***** DATA EXTRACT
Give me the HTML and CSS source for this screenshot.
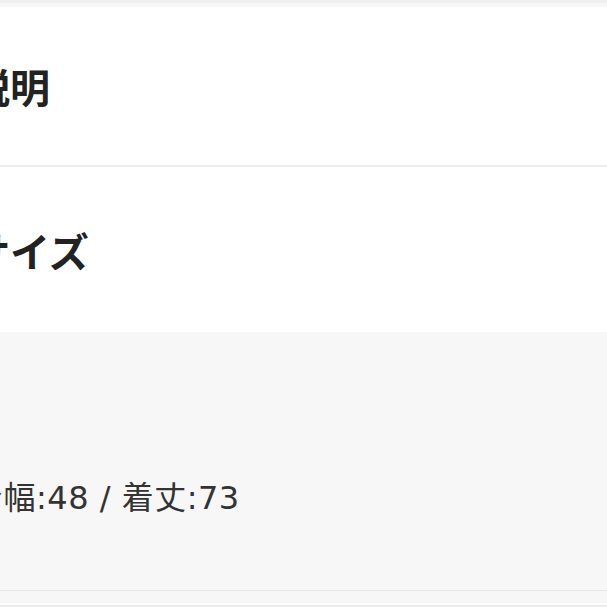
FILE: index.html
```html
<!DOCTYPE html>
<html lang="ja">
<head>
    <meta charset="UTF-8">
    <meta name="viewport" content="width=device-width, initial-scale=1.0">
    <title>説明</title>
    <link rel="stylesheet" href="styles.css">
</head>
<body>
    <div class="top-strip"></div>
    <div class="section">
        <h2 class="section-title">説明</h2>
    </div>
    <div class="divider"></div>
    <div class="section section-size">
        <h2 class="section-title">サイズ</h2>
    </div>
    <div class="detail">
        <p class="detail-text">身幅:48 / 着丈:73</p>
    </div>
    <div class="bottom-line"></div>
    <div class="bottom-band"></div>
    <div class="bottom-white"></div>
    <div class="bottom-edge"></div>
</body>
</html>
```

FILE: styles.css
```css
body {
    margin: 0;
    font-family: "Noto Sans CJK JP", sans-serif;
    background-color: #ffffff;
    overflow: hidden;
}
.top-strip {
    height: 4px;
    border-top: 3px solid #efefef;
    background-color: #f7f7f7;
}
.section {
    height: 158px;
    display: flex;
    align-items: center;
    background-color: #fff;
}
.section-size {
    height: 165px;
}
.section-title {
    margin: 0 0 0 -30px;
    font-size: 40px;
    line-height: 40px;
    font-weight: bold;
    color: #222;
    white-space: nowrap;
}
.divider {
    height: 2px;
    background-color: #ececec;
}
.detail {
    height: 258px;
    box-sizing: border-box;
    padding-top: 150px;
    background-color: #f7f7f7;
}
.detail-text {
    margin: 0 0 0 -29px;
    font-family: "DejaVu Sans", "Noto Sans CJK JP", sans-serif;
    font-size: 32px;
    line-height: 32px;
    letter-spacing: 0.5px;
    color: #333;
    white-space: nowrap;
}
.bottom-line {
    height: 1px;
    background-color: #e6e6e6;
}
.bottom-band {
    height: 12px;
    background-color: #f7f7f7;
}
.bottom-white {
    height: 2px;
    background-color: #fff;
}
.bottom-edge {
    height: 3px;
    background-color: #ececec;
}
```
**********
### STATED TASK
Omit the pictures and output all of the other material exactly.

### TASK RESULT
Give me the HTML and CSS source for this screenshot.
FILE: index.html
```html
<!DOCTYPE html>
<html lang="ja">
<head>
    <meta charset="UTF-8">
    <meta name="viewport" content="width=device-width, initial-scale=1.0">
    <title>説明</title>
    <link rel="stylesheet" href="styles.css">
</head>
<body>
    <div class="top-strip"></div>
    <div class="section">
        <h2 class="section-title">説明</h2>
    </div>
    <div class="divider"></div>
    <div class="section section-size">
        <h2 class="section-title">サイズ</h2>
    </div>
    <div class="detail">
        <p class="detail-text">身幅:48 / 着丈:73</p>
    </div>
    <div class="bottom-line"></div>
    <div class="bottom-band"></div>
    <div class="bottom-white"></div>
    <div class="bottom-edge"></div>
</body>
</html>
```

FILE: styles.css
```css
body {
    margin: 0;
    font-family: "Noto Sans CJK JP", sans-serif;
    background-color: #ffffff;
    overflow: hidden;
}
.top-strip {
    height: 4px;
    border-top: 3px solid #efefef;
    background-color: #f7f7f7;
}
.section {
    height: 158px;
    display: flex;
    align-items: center;
    background-color: #fff;
}
.section-size {
    height: 165px;
}
.section-title {
    margin: 0 0 0 -30px;
    font-size: 40px;
    line-height: 40px;
    font-weight: bold;
    color: #222;
    white-space: nowrap;
}
.divider {
    height: 2px;
    background-color: #ececec;
}
.detail {
    height: 258px;
    box-sizing: border-box;
    padding-top: 150px;
    background-color: #f7f7f7;
}
.detail-text {
    margin: 0 0 0 -29px;
    font-family: "DejaVu Sans", "Noto Sans CJK JP", sans-serif;
    font-size: 32px;
    line-height: 32px;
    letter-spacing: 0.5px;
    color: #333;
    white-space: nowrap;
}
.bottom-line {
    height: 1px;
    background-color: #e6e6e6;
}
.bottom-band {
    height: 12px;
    background-color: #f7f7f7;
}
.bottom-white {
    height: 2px;
    background-color: #fff;
}
.bottom-edge {
    height: 3px;
    background-color: #ececec;
}
```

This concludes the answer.